Another thing I wanted to mention was my first endeavor into selling books on consignment. I wasn’t really looking for such an arrangement but word got out that I sold books online and a guy approached about it. Turns out he has a lucrative source for textbooks but doesn’t want to mess with the listing and fulfillment process. I was hesitant at first because I really wasn’t looking to expand the business but after careful consideration I figured it was better that risking my own dough buying inventory when I could get it for free. After almost 6 months of selling textbooks on consignment I can gladly say it’s worked out well for my pocketbook but not for my time management.
Being a web programmer now, the first order of business I did, but far don’t expect everyone to do is to develop a small web script to give to my consignee. This allows him to scan books before handing off to me to ensure he will ONLY give me the books I’ll accept. He scans a book, it checks Amazon for weight, low price and few other things then runs through my rules and outputs an either ACCEPT or REJECT. It’s working out very well. He’s able to scan everything he has and I can then pick up the books that I know I’ll able to make some cash from. I’ve decided to release that here if anyone else is a web programmer or may know someone that can help you implement this. I’ll also offer to help with this at a cost of $50/hr with a 1 hour minimum. If you’d me to help out, please email me at adam [at] sellyourbooksonline.com. DOWNLOAD THE FREE PRICE CHECKER HERE.
Selling on consignment along with selling your own books under the same account can sometimes get a little hairy. This was a new venture for me and I really learned a lot along the way. I thought it would be beneficial to you guys to share a little of what I had learned. Here are a few tips that will help you selling items on consignment.
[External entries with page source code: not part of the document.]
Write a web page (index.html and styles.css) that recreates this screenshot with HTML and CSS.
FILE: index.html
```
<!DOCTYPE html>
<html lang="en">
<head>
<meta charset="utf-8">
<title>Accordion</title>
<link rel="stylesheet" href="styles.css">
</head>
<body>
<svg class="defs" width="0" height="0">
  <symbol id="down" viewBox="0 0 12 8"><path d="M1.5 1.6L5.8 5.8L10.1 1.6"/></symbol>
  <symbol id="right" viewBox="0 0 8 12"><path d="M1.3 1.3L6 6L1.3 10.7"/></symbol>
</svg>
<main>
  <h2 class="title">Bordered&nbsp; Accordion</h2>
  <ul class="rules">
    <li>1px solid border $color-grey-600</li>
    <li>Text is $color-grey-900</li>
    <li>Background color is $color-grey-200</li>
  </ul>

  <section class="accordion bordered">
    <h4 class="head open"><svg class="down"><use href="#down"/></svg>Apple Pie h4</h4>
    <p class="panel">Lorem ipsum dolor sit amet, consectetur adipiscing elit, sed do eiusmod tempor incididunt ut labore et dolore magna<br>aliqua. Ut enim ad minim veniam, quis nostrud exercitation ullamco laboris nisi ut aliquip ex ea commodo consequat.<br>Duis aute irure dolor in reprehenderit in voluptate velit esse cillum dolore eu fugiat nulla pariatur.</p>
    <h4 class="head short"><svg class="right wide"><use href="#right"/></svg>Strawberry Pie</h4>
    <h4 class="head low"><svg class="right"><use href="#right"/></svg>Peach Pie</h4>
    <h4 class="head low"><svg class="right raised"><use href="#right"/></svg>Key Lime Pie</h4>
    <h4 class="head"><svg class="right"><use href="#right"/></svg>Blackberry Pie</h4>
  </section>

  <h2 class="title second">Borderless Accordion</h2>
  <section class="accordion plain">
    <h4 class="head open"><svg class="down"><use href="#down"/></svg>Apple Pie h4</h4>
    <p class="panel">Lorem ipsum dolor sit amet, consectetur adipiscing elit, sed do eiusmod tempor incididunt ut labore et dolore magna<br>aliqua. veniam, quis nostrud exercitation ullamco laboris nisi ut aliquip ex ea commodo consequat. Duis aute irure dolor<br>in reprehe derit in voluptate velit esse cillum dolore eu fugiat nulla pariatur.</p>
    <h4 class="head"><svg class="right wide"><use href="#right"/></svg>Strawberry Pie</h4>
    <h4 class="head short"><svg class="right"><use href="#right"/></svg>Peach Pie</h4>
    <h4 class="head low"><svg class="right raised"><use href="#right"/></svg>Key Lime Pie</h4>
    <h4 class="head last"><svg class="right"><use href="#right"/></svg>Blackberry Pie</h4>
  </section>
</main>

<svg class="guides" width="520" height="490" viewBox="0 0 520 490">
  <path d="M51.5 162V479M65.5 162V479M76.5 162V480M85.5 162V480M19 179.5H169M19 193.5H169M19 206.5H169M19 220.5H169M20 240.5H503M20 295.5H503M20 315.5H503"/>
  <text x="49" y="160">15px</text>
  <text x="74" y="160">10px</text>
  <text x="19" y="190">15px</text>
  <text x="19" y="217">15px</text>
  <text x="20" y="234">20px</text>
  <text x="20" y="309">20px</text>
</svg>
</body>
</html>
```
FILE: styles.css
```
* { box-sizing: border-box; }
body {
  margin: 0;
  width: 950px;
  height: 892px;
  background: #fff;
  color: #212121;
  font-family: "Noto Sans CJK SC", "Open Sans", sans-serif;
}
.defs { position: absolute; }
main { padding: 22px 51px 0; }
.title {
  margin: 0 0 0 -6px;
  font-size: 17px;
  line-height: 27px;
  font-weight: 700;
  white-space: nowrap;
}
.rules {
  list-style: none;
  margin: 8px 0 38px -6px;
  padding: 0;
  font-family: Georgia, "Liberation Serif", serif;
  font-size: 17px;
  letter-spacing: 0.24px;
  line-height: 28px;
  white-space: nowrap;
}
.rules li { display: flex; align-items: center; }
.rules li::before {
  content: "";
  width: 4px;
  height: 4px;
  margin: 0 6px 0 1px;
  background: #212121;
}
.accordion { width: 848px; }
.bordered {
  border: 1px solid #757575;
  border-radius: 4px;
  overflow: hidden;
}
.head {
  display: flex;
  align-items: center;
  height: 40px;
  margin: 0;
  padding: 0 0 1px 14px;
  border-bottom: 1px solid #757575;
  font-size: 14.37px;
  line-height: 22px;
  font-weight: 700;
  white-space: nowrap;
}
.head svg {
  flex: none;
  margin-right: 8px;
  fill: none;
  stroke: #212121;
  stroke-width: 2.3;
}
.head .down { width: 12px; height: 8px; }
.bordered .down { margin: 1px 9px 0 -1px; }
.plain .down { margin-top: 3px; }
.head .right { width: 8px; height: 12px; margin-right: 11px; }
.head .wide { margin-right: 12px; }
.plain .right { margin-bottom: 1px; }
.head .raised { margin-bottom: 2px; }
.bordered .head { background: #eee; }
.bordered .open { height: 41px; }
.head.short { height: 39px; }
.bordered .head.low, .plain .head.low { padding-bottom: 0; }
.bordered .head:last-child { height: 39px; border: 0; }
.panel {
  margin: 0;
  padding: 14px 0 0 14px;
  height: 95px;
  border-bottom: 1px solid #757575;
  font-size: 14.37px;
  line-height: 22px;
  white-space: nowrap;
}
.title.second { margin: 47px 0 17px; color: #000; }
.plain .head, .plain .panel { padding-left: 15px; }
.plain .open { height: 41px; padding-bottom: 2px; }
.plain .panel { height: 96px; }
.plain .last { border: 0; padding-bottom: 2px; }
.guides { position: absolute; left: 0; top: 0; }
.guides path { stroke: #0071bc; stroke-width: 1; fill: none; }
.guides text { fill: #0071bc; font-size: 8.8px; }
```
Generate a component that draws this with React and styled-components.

- "Tag" your consignee’s items
This is essential to keep track of what’s yours and what’s theirs. Depending on what software you use (if any), this can be very different. I use Monsoon so I setup a specific classification for my consignee’s books. This classification gets remembered when the order comes in. I can then easily run some custom reports that I created to pull out those books to get sales totals. If you don’t use any listing software, you could probably use a SKU prefix such as "CONS-ABC123" meaning this is an item you’re selling on consignment, for example.
- Settle on fair compensation for each sale
It’s going to get hard but you’re going to have to get used to a fairly low sales percentage you get to keep. I’m keeping 35% of the total PROFIT from every order. This is 35% of the total sales price minus Amazon fees, shipping supplies, postage, etc. Be sure to make it clear what’s expected ahead of time. Is it a percentage before or after all expenses are paid?
- Set your minimum sale price accordingly
If you’re now only getting 35% of what you used to, you have to jack up the price considerably to still make it worth your while. Run the numbers like you did (you did, didn’t you?) to figure out what your minimum sale price will be prior to listing. You don’t want to get into a situation where you’re losing cash after you’ve paid your consignee. This also means keeping your repricing strategies different as well.
This tip goes hand in hand with the previous tip. The reason I mention this one last is because I’ve came across so many books that I’ve been given that simply have no value. I simply assumed the books I was given were valuable. Always spend the time to check prices ahead of time. You’re just wasting your time if you’ve got a minimum price of $15 bucks set in your pricing rules and you list a book that’s worth $5, that book’s going to be sitting on shelf for years.